Joseph Bialot n'a commencé à écrire qu'à la cinquantaine passée d'excellents romans noirs où transparaissent parfois quelques sous-entendus sur son passé de déporté. C'est dans la dernière décennie de sa vie qu'il a réussi à narrer son expérience de pensionnaire du IIIème Reich, d'abord dans La station Saint-Martin est fermée au public, puis dans C'est en hiver que les jours rallongent.

« Le triomphe de l'Ordre noir tient surtout dans le fait qu'il a relativisé le meurtre, fait de l'assassinat une statistique, banalisé la torture, le crime collectif, inventé la mort globale, celle des hommes et de leur culture. Et ça, les humains ne l'oublieront pas, ça leur plait ! Trop ! Beaucoup trop ! Voir les informations du jour... »

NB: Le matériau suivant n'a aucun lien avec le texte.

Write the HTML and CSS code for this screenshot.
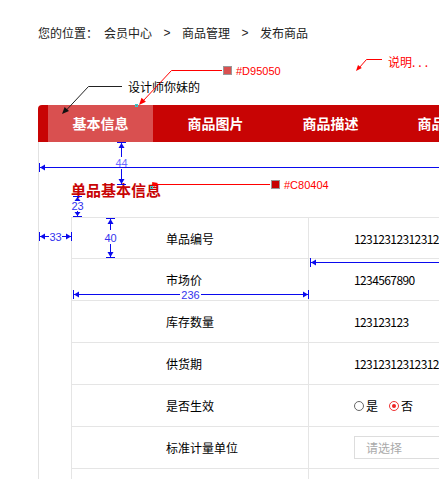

Passé en zone libre sous une fausse identité, Bialot juif d'origine polonaise et proche du parti communiste, rejoint les rangs de la Résistance. Arrêté et torturé par la Gestapo, il est déporté. Il raconte son quotidien, les combines pour survivre, les travaux épuisants, les appels meurtriers, les droits communs, l'arbitraire, le désespoir, l'instinct de survie mais aussi le courage et la solidarité de ses camarades. Il narre aussi, la libération du camp par l'Armée rouge, les mois passés dans la Pologne libérée, le retour en France via Odessa par Marseille...

« Je suis entré à Auschwitz par la porte surmontée de «Abeit macht frei», et j'aurais pu quitter le camp par la cheminée et j'en sors par la muraille défoncée (...). Toute libération est un arrachement, une mort, une renaissance, même lorsqu'on sort d'Auschwitz. »

Inutile d'employer des superlatifs. Votre fumée montera vers le ciel est un livre dont on ne sort pas indemne. Ce n'est pas simplement un témoignage, mais également une réflexion sur la vie, les Hommes et notre présent.

« Le matin du 27 janvier 1945, j'ai vu des morts redevenir vivants. À cet instant très bref, tous les pyjamas d'Auschwitz, toutes origines confondues, les Juifs et les chrétiens, les Hongrois et les Polacks, les Français et les Allemands, les Tchèques et les Hollandais, les communistes et les nationalistes, les délirants, les raisonneurs, ceux qui, libres, allaient crever et ceux qui tenaient encore debout, tous ceux-là et tous ceux que j'oublie se sont aimés. Le 27 janvier 1945, des condamnés à mort ont enfin vu mourir la mort. »

Joseph Bialot s'en est allé le 25 novembre dernier, deux mois avant son deuxième anniversaire, dans le silence médiatique d'un pays moisi par l'idéologie du Front national.